The single-celled algae grew in large mats, expanding toward the light by day, while at night, new sediment from the salty tide pools surrounding them would cover their surface. The repetitive process resulted in layers of bloom and rock that show up clearly when cut cross-section.

“They can look different depending on the orientation of how they were weathered or eroded,” Tomlin explained. “Imagine if I cut a mound with a machete. If I wacked it straight down, from top to bottom, it will look like a mound of many fine layers. If I machete chopped it parallel to the ground and chopped the top off, it will look more like a bull’s eye or a licked jawbreaker. And if it is cut at an angle, it will look like a thumbprint.”

Tomlin enjoys telling park visitors about stromatolites because, as she puts it, “they represent a different Montana than the one we are familiar with today.”

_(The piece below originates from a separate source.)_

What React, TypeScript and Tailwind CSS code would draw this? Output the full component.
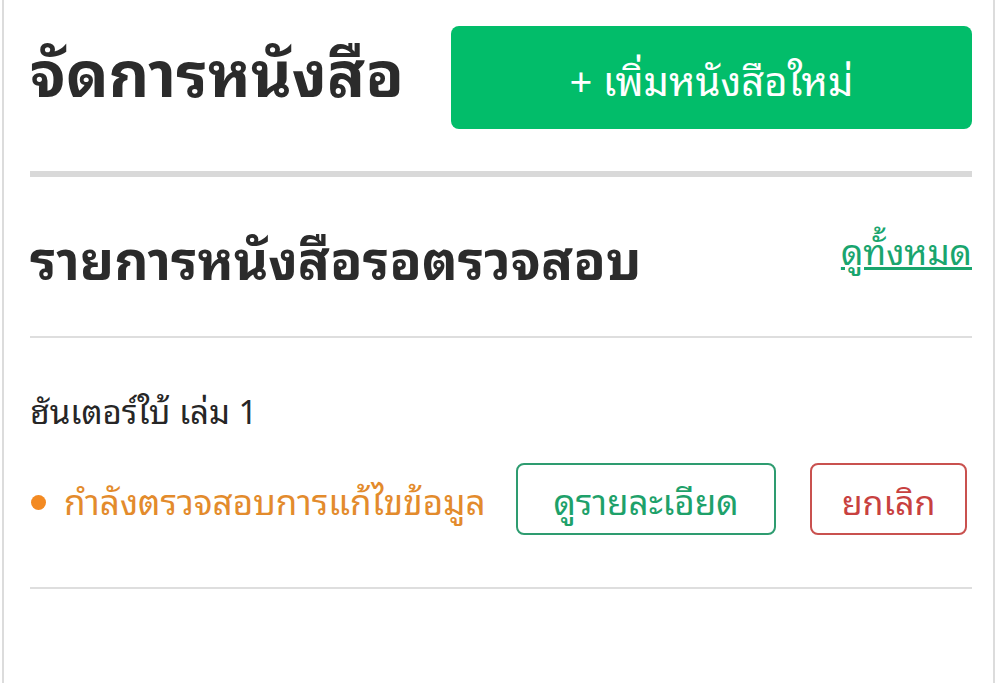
import React from "react";

const thai = { fontFamily: '"Noto Sans Thai Looped", "Noto Serif Thai", "Noto Sans Thai", "Noto Sans", sans-serif' };

export default function App() {
  return (
    <div className="w-[1000px] h-[683px] bg-white overflow-hidden" style={thai}>
      <div className="mx-[2px] mr-[5px] h-full border-l-2 border-r-2 border-[#dcdcdc] px-[26px] pr-[21px]">
        {/* Header */}
        <div className="flex items-center justify-between pt-[26px]">
          <h1 className="text-[63px] font-bold text-[#2b2b2b] leading-none pb-[18px]">จัดการหนังสือ</h1>
          <button className="w-[521px] h-[103px] rounded-lg bg-[#02bd6a] text-white text-[40px] flex items-center justify-center">
            + เพิ่มหนังสือใหม่
          </button>
        </div>
        <div className="mt-[42px] h-[6px] bg-[#d9d9d9]" />

        {/* Pending list */}
        <div className="h-[161px] flex items-start justify-between pt-[48px] border-b-2 border-[#dedede]">
          <h2 className="text-[53px] font-bold text-[#2b2b2b] leading-[64px]">รายการหนังสือรอตรวจสอบ</h2>
          <a href="#" className="text-[35px] text-[#19a56e] underline leading-[44px] mt-[2px]">ดูทั้งหมด</a>
        </div>

        <div className="h-[251px] pt-[52px] border-b-2 border-[#dedede]">
          <div className="text-[33px] text-[#262626] leading-[40px]">ฮันเตอร์ใบ้ เล่ม 1</div>
          <div className="flex items-center mt-[33px]">
            <span className="w-[15px] h-[15px] rounded-full bg-[#f38a22] mt-[6px] ml-[1px] mr-[18px]" />
            <span className="text-[35px] text-[#e38b2c] flex-1">กำลังตรวจสอบการแก้ไขข้อมูล</span>
            <button className="w-[260px] h-[72px] rounded-lg border-2 border-[#2e9c70] text-[#1ea16a] text-[35px]">
              ดูรายละเอียด
            </button>
            <button className="ml-[34px] mr-[5px] w-[157px] h-[72px] rounded-lg border-2 border-[#c9514f] text-[#c8413f] text-[34px]">
              ยกเลิก
            </button>
          </div>
        </div>
      </div>
    </div>
  );
}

Stromatolites persist in the modern world in places where they are protected from grazing predators like snails, but they used to be so abundant that the sheer volume of oxygen they produced significantly changed the composition of our atmosphere.

“The stromatolites in the park are certainly very beautiful and interesting and have a long history,” said Don Winston, geology professor emeritus at the University of Montana, who has mapped a vast basin — an ancient proterozoic seabed — into which sediments layered up to 18 kilometers thick. “It is a classic area to study stromatolites, which made our planet suitable for organisms like us.”

Tomlin said there are several spots in Glacier Park where hikers can easily access these fossils. The Highline Trail is probably the best hike to find stromatolites, she said, which are captured in a large boulder field below Haystack Butte, just before the big switchback.

There is also a neat outcrop of stromatolites along the Going-to-the-Sun Road heading from Lake McDonald to The Loop, en route to Logan Pass approximately one-third of a mile before the tunnel.

Another spot to view stromatolites is at Grinnell Glacier, she said.

“They represent a totally different world,” she said.